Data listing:
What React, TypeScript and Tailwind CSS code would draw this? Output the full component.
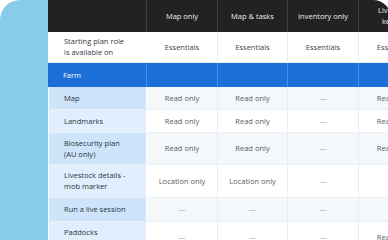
import React from 'react';

const cols = 'grid grid-cols-[99px_71px_70px_71px_71px]';

type Access = { label: string; values: string[]; height: string; dark: boolean };

const rows: Access[] = [
  { label: 'Map', values: ['Read only', 'Read only', '—', 'Read only'], height: 'h-[23px]', dark: true },
  { label: 'Landmarks', values: ['Read only', 'Read only', '—', 'Read only'], height: 'h-[23px]', dark: false },
  { label: 'Biosecurity plan\n(AU only)', values: ['Read only', 'Read only', '—', 'Read only'], height: 'h-[32px]', dark: true },
  { label: 'Livestock details -\nmob marker', values: ['Location only', 'Location only', '—', '—'], height: 'h-[33px]', dark: false },
  { label: 'Run a live session', values: ['—', '—', '—', '—'], height: 'h-[24px]', dark: true },
  { label: 'Paddocks\n\u00a0', values: ['—', '—', '—', 'Read only'], height: 'h-[32px]', dark: false },
];

function Cell({ children, className = '' }: { children?: React.ReactNode; className?: string }) {
  return (
    <div className={`flex items-center justify-center text-center border-r border-[#e6edf3] ${className}`}>
      {children}
    </div>
  );
}

export default function App() {
  return (
    <div
      className="w-[388px] h-[240px] overflow-hidden bg-white flex text-[7.5px] leading-[11px]"
      style={{ fontFamily: '"Open Sans", "Noto Sans", sans-serif' }}
    >
      {/* side panel */}
      <div className="w-[48px] shrink-0 bg-[#87cde9] rounded-tl-[20px]" />

      {/* table */}
      <div className="w-[343px] shrink-0 overflow-hidden rounded-tr-[18px]">
        <div className="w-[382px]">
          {/* header */}
          <div className={`${cols} h-[32px] bg-[#222222] text-[#ececec]`}>
            <div className="border-r border-[#3d3d3d]" />
            {['Map only', 'Map & tasks', 'Inventory only', 'Livestock keeper'].map((h) => (
              <div key={h} className="flex items-center justify-center text-center px-2 border-r border-[#3d3d3d]">
                {h}
              </div>
            ))}
          </div>

          {/* starting plan */}
          <div className={`${cols} h-[31px] border-b border-[#e6edf3] text-[#333b42]`}>
            <div className="flex items-center pl-[15px] border-l border-white border-r border-[#e6edf3]">
              <span>
                Starting plan role
                <br />
                is available on
              </span>
            </div>
            {[0, 1, 2, 3].map((i) => (
              <Cell key={i} className="text-[#3c4348]">Essentials</Cell>
            ))}
          </div>

          {/* section */}
          <div className={`${cols} h-[24px] bg-[#1b6fd7] text-white`}>
            <div className="flex items-center pl-[15px] border-r border-[#4b8fe4]">Farm</div>
            {[0, 1, 2, 3].map((i) => (
              <div key={i} className="border-r border-[#4b8fe4]" />
            ))}
          </div>

          {rows.map((r) => (
            <div
              key={r.label}
              className={`${cols} ${r.height} border-b border-[#eaf0f5] ${r.dark ? 'bg-[#f5f8fa]' : 'bg-white'}`}
            >
              <div
                className={`flex items-center pl-[15px] whitespace-pre-line text-[#2b3640] border-l border-white border-r border-[#e6edf3] ${
                  r.dark ? 'bg-[#cde4fb]' : 'bg-[#e1eefd]'
                }`}
              >
                {r.label}
              </div>
              {r.values.map((v, i) => (
                <Cell key={i} className={v === '—' ? 'text-[#a9adb1]' : 'text-[#575d62]'}>
                  {v}
                </Cell>
              ))}
            </div>
          ))}
        </div>
      </div>
    </div>
  );
}
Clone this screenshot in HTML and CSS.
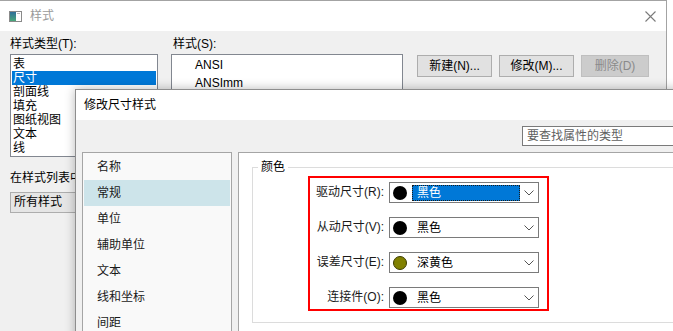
FILE: index.html
```html
<!DOCTYPE html>
<html lang="zh-CN">
<head>
<meta charset="utf-8">
<title>样式</title>
<link rel="stylesheet" href="styles.css">
</head>
<body>
<div class="desk">
  <div class="win back">
    <div class="titlebar">
      <svg class="appicon" width="13" height="11" viewBox="0 0 13 11">
        <defs><linearGradient id="g" x1="0" y1="0" x2="0" y2="1"><stop offset="0" stop-color="#2f6f9a"/><stop offset="1" stop-color="#49a77a"/></linearGradient></defs>
        <rect x="0.5" y="0.5" width="12" height="10" fill="#fff" stroke="#8a8a8a"/>
        <rect x="1" y="1" width="6" height="9" fill="url(#g)"/>
        <rect x="8" y="2" width="3" height="1" fill="#bbb"/>
      </svg>
      <span class="wtitle">样式</span>
      <svg class="close" width="11" height="11" viewBox="0 0 11 11"><path d="M0.5 0.5 L10.5 10.5 M10.5 0.5 L0.5 10.5" stroke="#7a7a7a" stroke-width="1.1" fill="none"/></svg>
    </div>
    <div class="wbody">
      <div class="col col-left">
        <div class="lbl">样式类型(T):</div>
        <div class="listbox types">
          <div class="li">表</div>
          <div class="li sel">尺寸</div>
          <div class="li">剖面线</div>
          <div class="li">填充</div>
          <div class="li">图纸视图</div>
          <div class="li">文本</div>
          <div class="li">线</div>
        </div>
        <div class="lbl lbl-show">在样式列表中</div>
        <div class="combo-plain">所有样式</div>
      </div>
      <div class="col col-mid">
        <div class="lbl lbl-s">样式(S):</div>
        <div class="listbox styles">
          <div class="si">ANSI</div>
          <div class="si">ANSImm</div>
        </div>
      </div>
      <div class="buttons">
        <div class="btn">新建(N)...</div>
        <div class="btn">修改(M)...</div>
        <div class="btn btn-dis">删除(D)</div>
      </div>
    </div>
  </div>

  <div class="win front">
    <div class="titlebar ftitle">修改尺寸样式</div>
    <div class="fbody">
      <div class="search">要查找属性的类型</div>
      <div class="main">
        <div class="nav">
          <div class="ni">名称</div>
          <div class="ni nsel">常规</div>
          <div class="ni">单位</div>
          <div class="ni">辅助单位</div>
          <div class="ni">文本</div>
          <div class="ni">线和坐标</div>
          <div class="ni">间距</div>
        </div>
        <div class="content">
          <div class="group">
            <span class="gtitle">颜色</span>
            <div class="redbox">
              <div class="rlbl">驱动尺寸(R):</div>
              <div class="cb">
                <span class="dot"></span>
                <span class="ctext hl">黑色</span>
                <svg class="chev" width="10" height="6" viewBox="0 0 10 6"><path d="M0.5 0.5 L5 5 L9.5 0.5" stroke="#555" fill="none"/></svg>
              </div>
              <div class="rlbl">从动尺寸(V):</div>
              <div class="cb">
                <span class="dot"></span>
                <span class="ctext">黑色</span>
                <svg class="chev" width="10" height="6" viewBox="0 0 10 6"><path d="M0.5 0.5 L5 5 L9.5 0.5" stroke="#555" fill="none"/></svg>
              </div>
              <div class="rlbl">误差尺寸(E):</div>
              <div class="cb">
                <span class="dot olive"></span>
                <span class="ctext">深黄色</span>
                <svg class="chev" width="10" height="6" viewBox="0 0 10 6"><path d="M0.5 0.5 L5 5 L9.5 0.5" stroke="#555" fill="none"/></svg>
              </div>
              <div class="rlbl">连接件(O):</div>
              <div class="cb">
                <span class="dot"></span>
                <span class="ctext">黑色</span>
                <svg class="chev" width="10" height="6" viewBox="0 0 10 6"><path d="M0.5 0.5 L5 5 L9.5 0.5" stroke="#555" fill="none"/></svg>
              </div>
            </div>
          </div>
        </div>
      </div>
    </div>
  </div>
</div>
</body>
</html>
```
FILE: styles.css
```css
* { box-sizing: border-box; }
html, body {
  margin: 0;
  padding: 0;
  width: 673px;
  height: 331px;
  overflow: hidden;
  background: #ffffff;
  font-family: "Liberation Sans", "Noto Sans CJK SC", sans-serif;
  font-size: 12px;
  color: #000;
}
.desk {
  position: relative;
  width: 673px;
  height: 331px;
  overflow: hidden;
}
.win {
  position: absolute;
  background: #f0f0f0;
}
.back {
  left: 0;
  top: 0;
  width: 667px;
  height: 340px;
  border-top: 1px solid #a3a3a3;
  border-right: 1px solid #a3a3a3;
}
.titlebar {
  display: flex;
  align-items: center;
  height: 30px;
  background: #ffffff;
}
.back .titlebar { padding-left: 9px; }
.appicon { display: block; }
.wtitle {
  margin-left: 8px;
  color: #9a9a9a;
  line-height: 30px;
}
.close { margin-left: auto; margin-right: 10px; }

.wbody {
  display: flex;
  align-items: flex-start;
  padding: 6px 0 0 10px;
}
.col { display: flex; flex-direction: column; flex: none; }
.col-left { width: 148px; }
.col-mid { width: 232px; margin-left: 13px; }
.lbl { line-height: 14px; margin-bottom: 3px; white-space: nowrap; }
.lbl-s { padding-left: 2px; }
.listbox {
  background: #fff;
  border: 1px solid #828790;
}
.types { height: 103px; padding: 2px 1px 0 1px; }
.li { height: 14px; line-height: 14px; padding-left: 1px; }
.li.sel { background: #0078d7; color: #fff; }
.lbl-show {
  margin-top: 14px;
  margin-bottom: 7px;
}
.combo-plain {
  height: 21px;
  line-height: 19px;
  border: 1px solid #adadad;
  background: #e5e5e5;
  padding-left: 3px;
}
.styles { height: 220px; padding: 1px 0 0 23px; }
.si { height: 18px; line-height: 18px; }
.buttons {
  display: flex;
  gap: 7px;
  margin-left: 14px;
  margin-top: 18px;
}
.btn {
  width: 75px;
  height: 22px;
  line-height: 20px;
  text-align: center;
  border: 1px solid #adadad;
  background: #e1e1e1;
}
.btn-dis {
  width: 68px;
  background: #cccccc;
  border-color: #bfbfbf;
  color: #8a8a8a;
}

/* front dialog */
.front {
  left: 75px;
  top: 89px;
  width: 720px;
  height: 260px;
  border: 1px solid #8e8e8e;
  box-shadow: 0 0 10px rgba(0,0,0,0.28);
  overflow: hidden;
}
.ftitle {
  padding-left: 8px;
  line-height: 30px;
  color: #000;
}
.fbody { padding: 6px 0 0 6px; }
.search {
  margin-left: 440px;
  width: 200px;
  height: 20px;
  line-height: 18px;
  border: 1px solid #7a7a7a;
  background: #fff;
  padding-left: 4px;
  color: #5f5f5f;
}
.main {
  display: flex;
  gap: 6px;
  margin-top: 6px;
}
.nav {
  flex: none;
  width: 150px;
  height: 200px;
  background: #f9f9f9;
  border: 1px solid #a5a5a5;
  padding: 1px 1px 0 1px;
}
.ni {
  height: 26px;
  line-height: 26px;
  padding-left: 13px;
  color: #1a1a1a;
}
.ni.nsel { background: #cde4ea; }
.content {
  flex: none;
  width: 540px;
  height: 200px;
  background: #fff;
  border-left: 1px solid #a5a5a5;
  border-top: 1px solid #a5a5a5;
  padding: 14px 0 0 13px;
}
.group {
  width: 520px;
  border: 1px solid #dcdcdc;
  padding: 0 0 11px 0;
}
.gtitle {
  display: inline-block;
  margin: -8px 0 0 5px;
  padding: 0 3px;
  line-height: 14px;
  background: #fff;
  vertical-align: top;
}
.redbox {
  margin-left: 55px;
  margin-top: -6px;
  width: 241px;
  border: 2px solid #ff0000;
  display: grid;
  grid-template-columns: 1fr 150px;
  column-gap: 5px;
  row-gap: 14px;
  padding: 4px 8px 1px 6px;
}
.rlbl {
  text-align: right;
  line-height: 21px;
  white-space: nowrap;
  color: #1a1a1a;
}
.cb {
  height: 21px;
  border: 1px solid #7a7a7a;
  background: #fff;
  display: flex;
  align-items: center;
  padding-left: 3px;
}
.dot {
  width: 14px;
  height: 14px;
  border-radius: 50%;
  background: #000;
  flex: none;
}
.dot.olive { background: #808000; border: 1px solid #3c3c00; }
.ctext {
  margin-left: 5px;
  width: 108px;
  height: 16px;
  line-height: 16px;
  padding-left: 5px;
}
.ctext.hl {
  background: #0078d7;
  color: #fff;
  outline: 1px dotted #1b1b1b;
  outline-offset: -1px;
}
.chev { margin-left: auto; margin-right: 4px; display: block; }
```
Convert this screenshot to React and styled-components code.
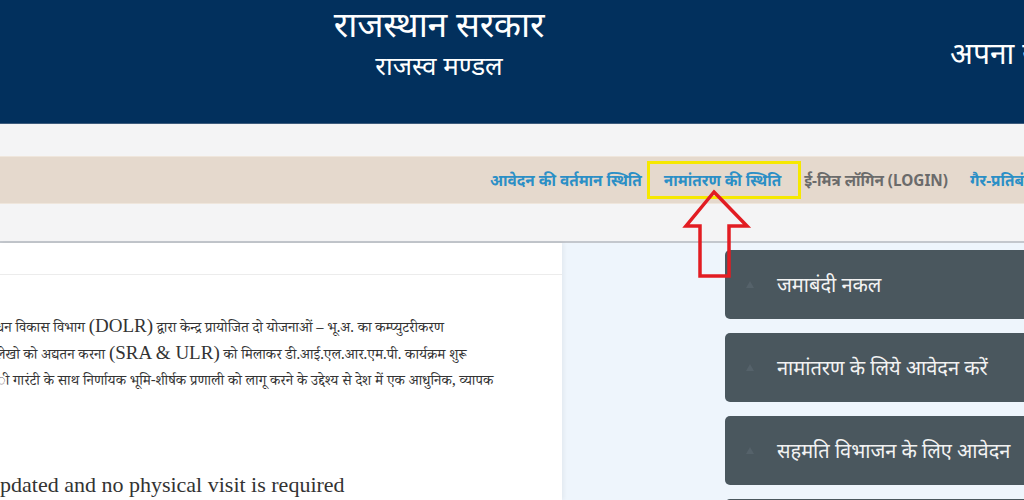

- WHAT YOU ARE ASKED TO DO: From the top of the listing above, repeat each line exactly until you reach the line containing "string; values: string[];", and repeat that one too. Leave the pictures out.

- EXPECTED ANSWER:
What React, TypeScript and Tailwind CSS code would draw this? Output the full component.
import React from 'react';

const cols = 'grid grid-cols-[99px_71px_70px_71px_71px]';

type Access = { label: string; values: string[]; height: string; dark: boolean };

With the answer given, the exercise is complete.